Last month, the season preview piece for Jeff Niemann showed how the Rays moved Niemann from the extreme first base side of the rubber and more toward third base near the midway point of last season. The move helped him locate his pitches in more favorable parts of the strikezone and helped him generate groundballs at rates he had not seen during his professional career.
Rodney's signing was one that caused many people to react by scratching their heads, laughing, or state that this would be yet another example of the Rays taking someone's trash and turning it into their own treasure. The most even-handed take on the signing came from The Score's Matt Klaassen who had this to say:
But what about that Fernando Rodney signing? Honestly, I have no idea. I’m not a scout (and I’m guessing you aren’t, either), and scouting reports are, of course, essential to any player evaluation. That said, just looking at the numbers, I do not see what the Rays see in him. Sure, it’s just a small one-year deal, but what attracted the Rays to Rodney?
He has not had a seasonal FIP under four since 2007, which is pretty bad for a reliever. It is not as if he has shown the skill to outperform his FIP, either. So then I looked to see if he might have a big split, which can make a reliever useful (and Joe Maddon pays attention to that sort of thing). Nope, he is not that great against righties. Perhaps all those change-ups mean he is a reverse split guy? Well… No. This is a case where not having a big platoon split makes a guy less valuable.
Yet, if you are going to give one team the "benefit of the doubt," it would be the Rays. That is not to say that I think Rodney is a good reliever just because the Rays signed him. I do not. However, I am curious to see what happens. And that is because, as we say, the Rays have "earned" the benefit of the doubt.
J.P. Howell, Joaquin Benoit, Juan Cruz, Grant Balfour, and Randy Choate are several examples of how the Rays should have the benefit of the doubt when signing relievers, but Rodney presents of the the bigger challenges of bullpen restorations. Rodney was coming off a season in which he walked more than he struck out and he had not seen a walk rate lower than 4.6 since the 2006 season. At the time of the signing, GM Andrew Friedman said Rodney's stuff was "top notch," and Tommy Rancel did a fine job showing the silver lining of the signing in a piece in early January.

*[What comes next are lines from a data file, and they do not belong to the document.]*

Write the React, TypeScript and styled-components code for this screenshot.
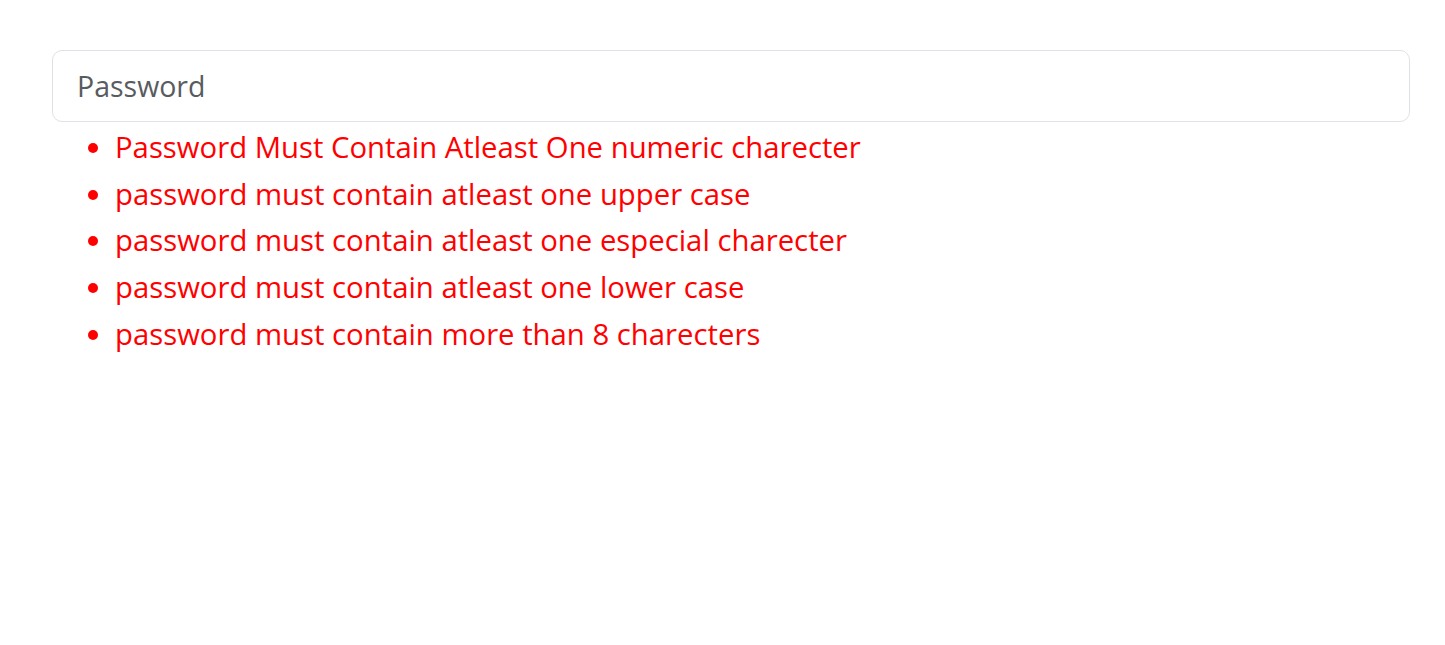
import * as React from "react";
import styled, { createGlobalStyle } from "styled-components";

const GlobalStyle = createGlobalStyle`
  html, body {
    margin: 0;
    padding: 0;
    background: #ffffff;
  }
  body {
    font-family: "Open Sans", "Noto Sans", sans-serif;
  }
`;

// Page wrapper
const Page = styled.div`
  padding: 50px 35px 0 52px;
`;

// Password field
const PasswordInput = styled.input`
  display: block;
  box-sizing: border-box;
  width: 100%;
  height: 72px;
  padding: 0 24px;
  border: 1px solid #dee2e6;
  border-radius: 10px;
  background: #fff;
  font-family: "Open Sans", "Noto Sans", sans-serif;
  font-size: 28.5px;
  color: #212529;
  outline: none;

  &::placeholder {
    color: #595c5f;
    opacity: 1;
  }
`;

// Validation messages
const ErrorList = styled.ul`
  margin: 2px 0 0;
  padding-left: 63px;
  list-style: disc;
`;

const ErrorItem = styled.li`
  color: #ff0000;
  font-size: 29.3px;
  line-height: 46.7px;
`;

const errors = [
  "Password Must Contain Atleast One numeric charecter",
  "password must contain atleast one upper case",
  "password must contain atleast one especial charecter",
  "password must contain atleast one lower case",
  "password must contain more than 8 charecters",
];

export default function App() {
  return (
    <>
      <GlobalStyle />
      <Page>
        <PasswordInput type="password" placeholder="Password" />
        <ErrorList>
          {errors.map((e) => (
            <ErrorItem key={e}>{e}</ErrorItem>
          ))}
        </ErrorList>
      </Page>
    </>
  );
}
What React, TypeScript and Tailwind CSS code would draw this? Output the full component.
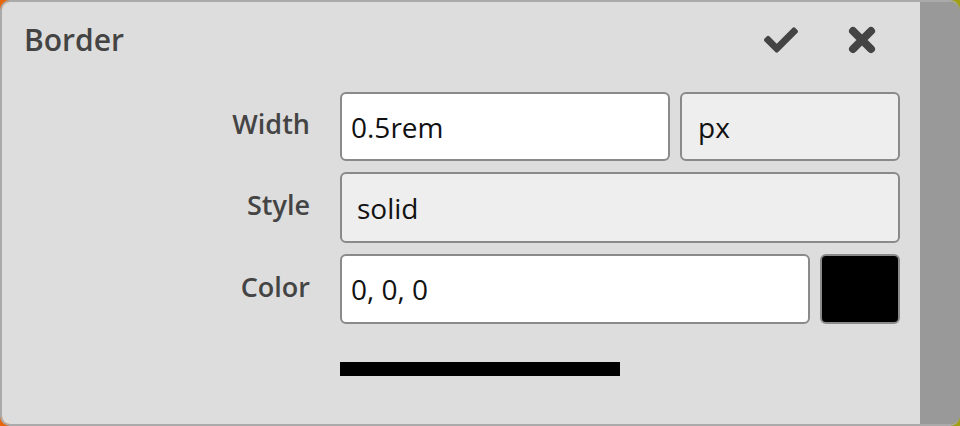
import React from "react";
import { FaCheck } from "react-icons/fa";

export default function App() {
  const font = { fontFamily: '"Open Sans", "Noto Sans", sans-serif' };
  return (
    <div
      className="w-[960px] h-[426px] bg-gradient-to-r from-[#e8650a] to-[#a0a010]"
      style={font}
    >
      <div className="h-full rounded-[10px] border-2 border-[#aaa] border-r-0 overflow-hidden flex">
        <div className="flex-1 bg-[#dddddd] flex flex-col">
          <div className="flex items-center h-[76px] pl-[22px] pr-[44px]">
            <div className="text-[30px] font-semibold text-[#444] leading-none">Border</div>
            <div className="ml-auto flex items-center gap-[50px] text-[#444]">
              <FaCheck size={34} />
              <svg width="28" height="28" viewBox="0 0 28 28">
                <path
                  d="M5 5 L23 23 M23 5 L5 23"
                  stroke="#444"
                  strokeWidth="8"
                  strokeLinecap="round"
                  fill="none"
                />
              </svg>
            </div>
          </div>
          <div className="flex flex-col mt-[14px]">
            <div className="flex items-center">
              <div className="w-[308px] text-right text-[27px] font-semibold text-[#444] mb-[4px]">Width</div>
              <div className="ml-[30px] w-[330px] h-[69px] bg-white border-2 border-[#8a8a8a] rounded-[6px] flex items-center pl-[9px] text-[28px] text-[#111]">0.5rem</div>
              <div className="ml-[10px] w-[220px] h-[69px] bg-[#eeeeee] border-2 border-[#8a8a8a] rounded-[6px] flex items-center pl-[16px] text-[28px] text-[#111]">px</div>
            </div>
            <div className="flex items-center mt-[11px]">
              <div className="w-[308px] text-right text-[27px] font-semibold text-[#444] mb-[4px]">Style</div>
              <div className="ml-[30px] w-[560px] h-[71px] bg-[#eeeeee] border-2 border-[#8a8a8a] rounded-[6px] flex items-center pl-[15px] text-[28px] text-[#111]">solid</div>
            </div>
            <div className="flex items-center mt-[11px]">
              <div className="w-[308px] text-right text-[27px] font-semibold text-[#444] mb-[4px]">Color</div>
              <div className="ml-[30px] w-[470px] h-[70px] bg-white border-2 border-[#8a8a8a] rounded-[6px] flex items-center pl-[9px] text-[28px] text-[#111]">0, 0, 0</div>
              <div className="ml-[10px] w-[80px] h-[70px] bg-black border-2 border-[#8a8a8a] rounded-[6px]"></div>
            </div>
          </div>
          <div className="ml-[338px] mt-[38px] w-[280px] h-[14px] bg-black"></div>
        </div>
        <div className="w-[40px] bg-[#999999]"></div>
      </div>
    </div>
  );
}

What we do know is that information is king. From statistics to scouting, the Rays crave knowledge. With that in mind, one would think pitching coach Jim Hickey's track record of harnessing wild arms like Grant Balfour, Joaquin Benoit factored into the decision. There’s also a chance that an in-house analysis like Josh Kalk found a mechanical flaw they feel can be fixed. More likely, it was a mix of ideas and information that went into the decision. And while most players do not undergo sweeping changes at age 35, relief pitcher is probably the easiest position to make a transformation.
That process appears to have been happening right under our nose as R.J's photo on Twitter last evening points out.
The photo on the left is from last season while the photo on the right is from the homestand against the Yankees. The data at BrooksBaseball validates the photo as well:
The overhead views of Rodney's pitches help show why a slide on the rubber would be beneficial to his efforts:
Shifting him toward the extreme first base side of the rubber would seemingly allow him to work the outer half of the plate more effectively and let the run on his fastball start over the plate and run away from it as it did against Raul Ibanez this weekend rather than start on the outer half and then run out of the zone as this type of pitch would have last year:
The early returns are promising on Rodney's fastball outcomes. For his career, he has had a 18.9% Whiff/Swing rate on the pitch but that number currently sits at 25% for this season and the ones that have been put into play have all been ground balls.